> [GIVEN DATA]

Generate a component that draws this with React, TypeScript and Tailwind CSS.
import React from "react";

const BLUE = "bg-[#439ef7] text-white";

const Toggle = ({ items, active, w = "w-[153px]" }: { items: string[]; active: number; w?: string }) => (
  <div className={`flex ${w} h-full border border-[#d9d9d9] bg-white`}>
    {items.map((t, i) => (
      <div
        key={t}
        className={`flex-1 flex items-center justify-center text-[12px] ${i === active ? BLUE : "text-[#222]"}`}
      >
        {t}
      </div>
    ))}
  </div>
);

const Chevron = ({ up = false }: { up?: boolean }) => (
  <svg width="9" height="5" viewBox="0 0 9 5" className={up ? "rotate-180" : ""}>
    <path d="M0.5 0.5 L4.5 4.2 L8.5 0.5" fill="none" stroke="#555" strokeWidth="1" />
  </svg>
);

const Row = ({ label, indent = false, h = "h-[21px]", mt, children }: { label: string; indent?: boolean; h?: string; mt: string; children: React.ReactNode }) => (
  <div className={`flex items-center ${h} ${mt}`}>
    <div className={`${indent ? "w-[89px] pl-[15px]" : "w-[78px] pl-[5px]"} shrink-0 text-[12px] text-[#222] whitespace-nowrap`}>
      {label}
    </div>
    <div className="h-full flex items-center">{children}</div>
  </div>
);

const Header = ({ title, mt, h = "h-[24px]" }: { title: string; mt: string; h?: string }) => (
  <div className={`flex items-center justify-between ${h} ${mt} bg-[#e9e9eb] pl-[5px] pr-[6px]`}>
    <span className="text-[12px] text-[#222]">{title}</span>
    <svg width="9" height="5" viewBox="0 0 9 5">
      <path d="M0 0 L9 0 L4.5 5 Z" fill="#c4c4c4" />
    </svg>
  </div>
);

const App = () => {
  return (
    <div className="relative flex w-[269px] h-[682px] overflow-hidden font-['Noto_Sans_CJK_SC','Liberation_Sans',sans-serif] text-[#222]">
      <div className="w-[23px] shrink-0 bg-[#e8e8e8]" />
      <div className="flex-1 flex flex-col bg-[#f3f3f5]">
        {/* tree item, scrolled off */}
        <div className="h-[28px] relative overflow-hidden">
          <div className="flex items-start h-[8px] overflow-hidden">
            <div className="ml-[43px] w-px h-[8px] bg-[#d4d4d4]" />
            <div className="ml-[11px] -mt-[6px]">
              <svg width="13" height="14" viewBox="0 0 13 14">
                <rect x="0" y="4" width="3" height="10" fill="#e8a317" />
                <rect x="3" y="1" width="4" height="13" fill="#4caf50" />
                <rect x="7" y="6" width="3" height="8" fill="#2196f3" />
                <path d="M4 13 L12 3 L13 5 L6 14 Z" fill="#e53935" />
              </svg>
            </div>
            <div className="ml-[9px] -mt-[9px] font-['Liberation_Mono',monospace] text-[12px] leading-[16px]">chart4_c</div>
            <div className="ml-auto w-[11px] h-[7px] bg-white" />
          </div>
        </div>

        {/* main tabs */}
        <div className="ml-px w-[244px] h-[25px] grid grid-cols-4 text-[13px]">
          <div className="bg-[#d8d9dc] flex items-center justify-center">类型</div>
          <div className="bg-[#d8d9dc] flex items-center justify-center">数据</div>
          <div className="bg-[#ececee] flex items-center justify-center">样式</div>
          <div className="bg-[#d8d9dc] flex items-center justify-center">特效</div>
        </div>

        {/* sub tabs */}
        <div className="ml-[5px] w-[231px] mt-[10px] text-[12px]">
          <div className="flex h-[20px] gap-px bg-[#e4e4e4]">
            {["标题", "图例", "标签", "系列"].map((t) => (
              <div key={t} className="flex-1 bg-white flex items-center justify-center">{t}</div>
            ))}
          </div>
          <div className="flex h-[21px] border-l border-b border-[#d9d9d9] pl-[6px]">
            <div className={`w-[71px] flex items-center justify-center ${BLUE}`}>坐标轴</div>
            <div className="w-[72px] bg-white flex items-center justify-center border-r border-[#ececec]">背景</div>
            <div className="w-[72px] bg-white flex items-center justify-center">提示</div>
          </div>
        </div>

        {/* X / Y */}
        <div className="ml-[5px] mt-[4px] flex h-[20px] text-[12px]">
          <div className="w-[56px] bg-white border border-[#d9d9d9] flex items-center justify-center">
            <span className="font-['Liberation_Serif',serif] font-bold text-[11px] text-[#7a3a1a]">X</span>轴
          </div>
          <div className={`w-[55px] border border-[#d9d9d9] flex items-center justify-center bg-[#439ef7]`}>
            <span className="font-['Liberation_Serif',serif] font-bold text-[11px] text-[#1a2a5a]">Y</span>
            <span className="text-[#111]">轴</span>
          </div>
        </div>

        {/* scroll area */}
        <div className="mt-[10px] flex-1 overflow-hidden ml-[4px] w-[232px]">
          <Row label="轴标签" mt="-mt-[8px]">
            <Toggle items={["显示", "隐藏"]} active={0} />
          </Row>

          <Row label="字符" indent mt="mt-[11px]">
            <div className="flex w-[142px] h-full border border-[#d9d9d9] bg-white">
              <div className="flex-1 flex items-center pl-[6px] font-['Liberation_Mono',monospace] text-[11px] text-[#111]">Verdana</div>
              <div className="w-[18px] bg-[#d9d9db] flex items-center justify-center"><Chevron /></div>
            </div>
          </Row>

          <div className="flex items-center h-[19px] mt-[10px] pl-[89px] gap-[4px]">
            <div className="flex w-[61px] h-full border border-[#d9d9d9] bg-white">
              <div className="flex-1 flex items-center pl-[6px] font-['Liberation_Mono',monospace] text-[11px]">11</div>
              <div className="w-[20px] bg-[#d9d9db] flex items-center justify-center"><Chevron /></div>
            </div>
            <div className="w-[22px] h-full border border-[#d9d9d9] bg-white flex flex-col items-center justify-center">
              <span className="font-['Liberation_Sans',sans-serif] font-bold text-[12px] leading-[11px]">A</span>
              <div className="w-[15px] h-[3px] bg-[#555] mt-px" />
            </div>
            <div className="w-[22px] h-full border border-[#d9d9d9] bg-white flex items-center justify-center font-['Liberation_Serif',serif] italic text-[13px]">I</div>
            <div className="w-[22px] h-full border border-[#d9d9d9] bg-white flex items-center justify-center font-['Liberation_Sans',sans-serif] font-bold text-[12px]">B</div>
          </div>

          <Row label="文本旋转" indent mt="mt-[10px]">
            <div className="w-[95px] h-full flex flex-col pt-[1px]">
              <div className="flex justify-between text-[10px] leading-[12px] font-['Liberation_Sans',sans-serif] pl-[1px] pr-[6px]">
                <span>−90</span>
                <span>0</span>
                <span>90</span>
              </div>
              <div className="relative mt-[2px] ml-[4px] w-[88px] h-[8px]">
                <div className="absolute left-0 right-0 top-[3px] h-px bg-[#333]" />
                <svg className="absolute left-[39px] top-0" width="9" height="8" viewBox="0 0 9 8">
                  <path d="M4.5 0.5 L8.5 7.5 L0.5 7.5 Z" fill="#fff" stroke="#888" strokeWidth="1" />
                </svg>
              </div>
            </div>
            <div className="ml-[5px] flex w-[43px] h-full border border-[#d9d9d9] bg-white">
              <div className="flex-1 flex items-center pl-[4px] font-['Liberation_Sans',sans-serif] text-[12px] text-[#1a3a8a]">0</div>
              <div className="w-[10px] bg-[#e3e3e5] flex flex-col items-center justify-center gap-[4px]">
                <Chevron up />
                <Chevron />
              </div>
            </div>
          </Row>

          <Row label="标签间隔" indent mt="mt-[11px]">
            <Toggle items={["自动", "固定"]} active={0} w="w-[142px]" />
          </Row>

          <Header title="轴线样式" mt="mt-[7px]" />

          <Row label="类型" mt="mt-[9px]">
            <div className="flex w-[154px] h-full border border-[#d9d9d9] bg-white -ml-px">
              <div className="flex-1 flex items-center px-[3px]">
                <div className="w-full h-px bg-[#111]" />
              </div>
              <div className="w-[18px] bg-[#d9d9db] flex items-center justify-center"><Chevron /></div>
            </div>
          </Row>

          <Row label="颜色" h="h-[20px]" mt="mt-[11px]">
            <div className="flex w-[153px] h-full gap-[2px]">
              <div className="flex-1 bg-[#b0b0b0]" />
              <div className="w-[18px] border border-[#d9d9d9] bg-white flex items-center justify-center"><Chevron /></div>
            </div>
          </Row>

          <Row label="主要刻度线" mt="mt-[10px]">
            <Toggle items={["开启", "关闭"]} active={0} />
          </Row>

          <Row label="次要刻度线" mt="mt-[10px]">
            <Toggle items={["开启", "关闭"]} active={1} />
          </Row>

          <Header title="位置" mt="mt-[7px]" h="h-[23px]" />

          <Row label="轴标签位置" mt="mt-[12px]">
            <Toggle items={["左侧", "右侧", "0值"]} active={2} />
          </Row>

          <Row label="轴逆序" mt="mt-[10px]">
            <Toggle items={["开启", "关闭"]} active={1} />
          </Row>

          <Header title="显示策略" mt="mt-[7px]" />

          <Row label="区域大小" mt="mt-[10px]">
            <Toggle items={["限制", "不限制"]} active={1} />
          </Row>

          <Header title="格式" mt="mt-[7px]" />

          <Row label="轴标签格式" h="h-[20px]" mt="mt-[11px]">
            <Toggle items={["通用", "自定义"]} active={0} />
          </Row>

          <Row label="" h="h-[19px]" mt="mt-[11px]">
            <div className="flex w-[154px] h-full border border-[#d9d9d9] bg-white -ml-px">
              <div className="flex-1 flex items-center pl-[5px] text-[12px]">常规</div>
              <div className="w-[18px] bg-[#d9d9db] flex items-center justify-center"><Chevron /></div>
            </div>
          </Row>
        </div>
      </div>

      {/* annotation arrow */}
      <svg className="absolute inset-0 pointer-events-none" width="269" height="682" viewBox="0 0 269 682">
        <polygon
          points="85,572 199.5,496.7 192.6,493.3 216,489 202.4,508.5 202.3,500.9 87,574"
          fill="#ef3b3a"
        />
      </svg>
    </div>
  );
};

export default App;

> [STATED PROBLEM] Identify each line holding the string "React", and copy it out.

> [RESULT]
Generate a component that draws this with React, TypeScript and Tailwind CSS.
import React from "react";
const Row = ({ label, indent = false, h = "h-[21px]", mt, children }: { label: string; indent?: boolean; h?: string; mt: string; children: React.ReactNode }) => (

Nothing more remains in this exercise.